Lue and Vogel are also represented by the same CSE sports agency, and at CSE’s urging, Lue interviewed Vogel for a top spot on his bench. The two hit it off, and both were prepared to work together in Los Angeles.
That obviously didn’t happen, however, even if it is a fascinating “What If?” scenario to think about. How different would the Lakers have looked with Lue leading the team and Vogel as his top defensive mastermind? Would they still have won the title? Would they have played any differently on either side of the ball, made the same additions in free agency, used a different rotation, or developed the same egoless culture of accountability in which everyone accepted their role in one of the most chemistry-laden locker rooms the league has ever seen?

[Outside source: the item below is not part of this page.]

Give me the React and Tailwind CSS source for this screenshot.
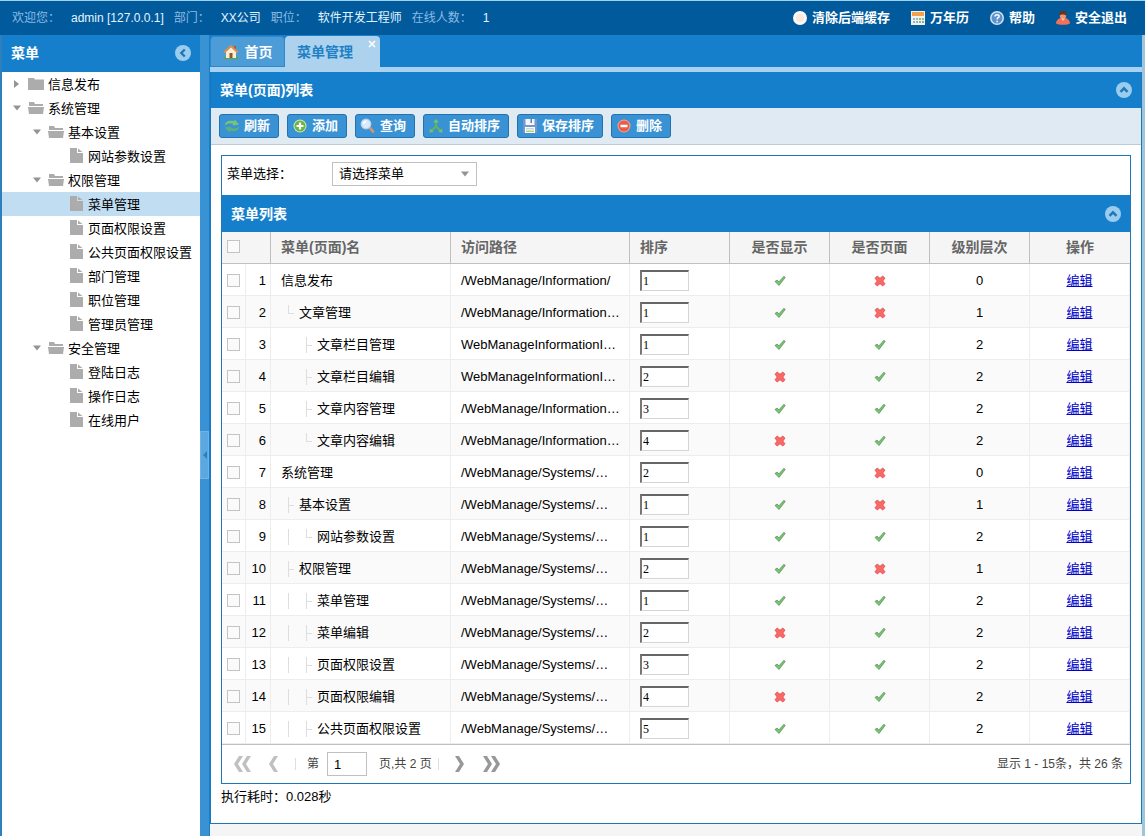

We have no idea, on any front.
Obviously the Lakers wouldn’t change the way things went, given that they and Vogel will raise a banner as Lue watches from the Clippers’ sidelines tonight, though. This just illustrates how fluid and hectic all of these hiring processes are, and how many things have to break right — even if they seem wrong at the time — for a team to end up where they want to go.
All that said, we’ll never know the full details of everything that happened that led to this outcome — even if Oram and Vardon gave us as exhaustive of an account as we’ve seen, including more reporting on the long-rumored whispers about whether or not Kurt Rambis tried to get himself onto Lue’s coaching staff — but now that it didn’t happen, it doesn’t matter anyway. The Lakers clearly made the right call in the aftermath of Lue’s move, and even if it’s unlikely the organization feels a whole lot of gratitude for him after the way things fell apart, he at least deserves some credit for not taking it personally enough to make Vogel think twice about taking on the opportunity.
The rest is history, and the Lakers will commemorate it with a banner tonight. Lue won’t get a ring, but maybe Vogel can send him a Thank You card. Or at least give him another phone call.